Summer was also my mother managing my brothers, keeping them from the lake's edge as they toddled and tumbled from one mischievous plot to the next. One summer she returned to school. She took dental hygiene classes during the day and stayed up late into the night at the dining room table carving molars out of purple and pink wax. The baby sitter she hired was the most beautiful person I had ever seen and I remember rifling through her makeup bag in wonder. She told my mom some of her makeup came up missing.

Summer was rescuing box turtles from Hastings Point road and watching small bass dart from under the dock at dawn. Summer was running away to the cradling tree overlooking the whole lake. Summer was the blossoming potential for openness and the instinctual urge for metamorphosis, met with rules and anger and curses . . . I hope you have a daughter just like you some day! Hot tears, hotter loft bedrooms, and the fiery discomposure of discovering how to be. Summer was.

Yet summer also was that wet, swimming kiss in the glowing green space under the raft. And the belted kingfisher keeping vigil on the high branch over the lake. Summer was my first poem and it was in the summer that I screamed across the lake: I will never, ever kill a bat again! 

I am not on the water anymore but am nearby. Now there are fanning pine boughs and cardinals bathing in the creek and ivy climbing up oaks and privacy fences. There are fireflies and tiki torches and wine on the back porch. Summer is less odium, less feet slipping on the gravel, less sunburns stinging the descent into dreams. It is rabbits in hastas and coleus planted in an old fruit crate.

Summer now is all so safe.

 

 

 

 

 

Leaving Graves to Gape

Holding still for east, a garbage truck rumbles the reminder that I have forgotten to put out the trash for the second week in a row. A long, exhaled shit. The week darts about like moth – full of backward glances and future charms.

Sunburns / bluegills / bourbon-barreled beer on the dock.

In the water, my skin cools to become landscape and horizon. Effortless. Everywhere.  

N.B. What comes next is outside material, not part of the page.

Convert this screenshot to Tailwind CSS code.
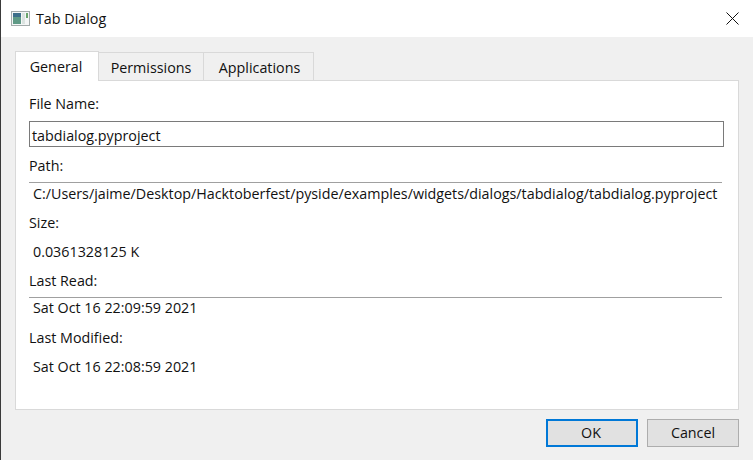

Lately the trees stand still. Heat draws out the winter like a salve. But winter is still here in this sentence. It's July already and the urge to measure and conserve and savor is still choking the praise out of my neck. Summer has its own set of commandments and I am walking along the edge of the lake still wondering if it is too cold.

Last night's storm erupted from nothing. At 3 a.m. the sky broke open and poured down green disco flashes and half-dollar hail. The wind conjured fists full of debris and wouldn't stop hurling. Couldn't stop hurling. Ancient oaks crushed the earth leaving their graves to gape. We won't have electricity for 72 hours but we also don't have a 90 ft oak slicing our home in half.

Morning reveals an altered land. Instead of walking past 45 oaks on the way to Rush Creek Park, I walk past 41. Decades of life now in decay. A grief welters in a pit where the tree's placenta used to swim.

Sometimes she is on the edge and looks over to realize that the edges are many. The tree's roots are legion. The deaths suffered are infinite. Today, amongst the ruins, my body and I must accept the inevitable fall I'm going to take.

 

 

 

Midnight's Inky Bleed

Walking Hermitage Point, some things have changed. A few houses are gone and a few are much bigger. The gravel road widens in places as if to accommodate a larger life. Some trees are missing / me / the way I was with them. Still though, the kingfisher perched on the high oak branch that leans towards the lake. And still again, the trails that ask one to remember the climb and the view and the reasons for seeking aloneness in the first place.

On the last piece of dock, the wood slats press hard into my shoulder blades. The lake quiets to the sound of spaces between the rocks along an ambling shore. My chest tracks the bear across midnight's inky bleed, and she consumes all that I offer. How many galaxies are in one bear's belly? A fish jumps, breaking glass. And yet, what if Polaris told the whole truth about where we were going?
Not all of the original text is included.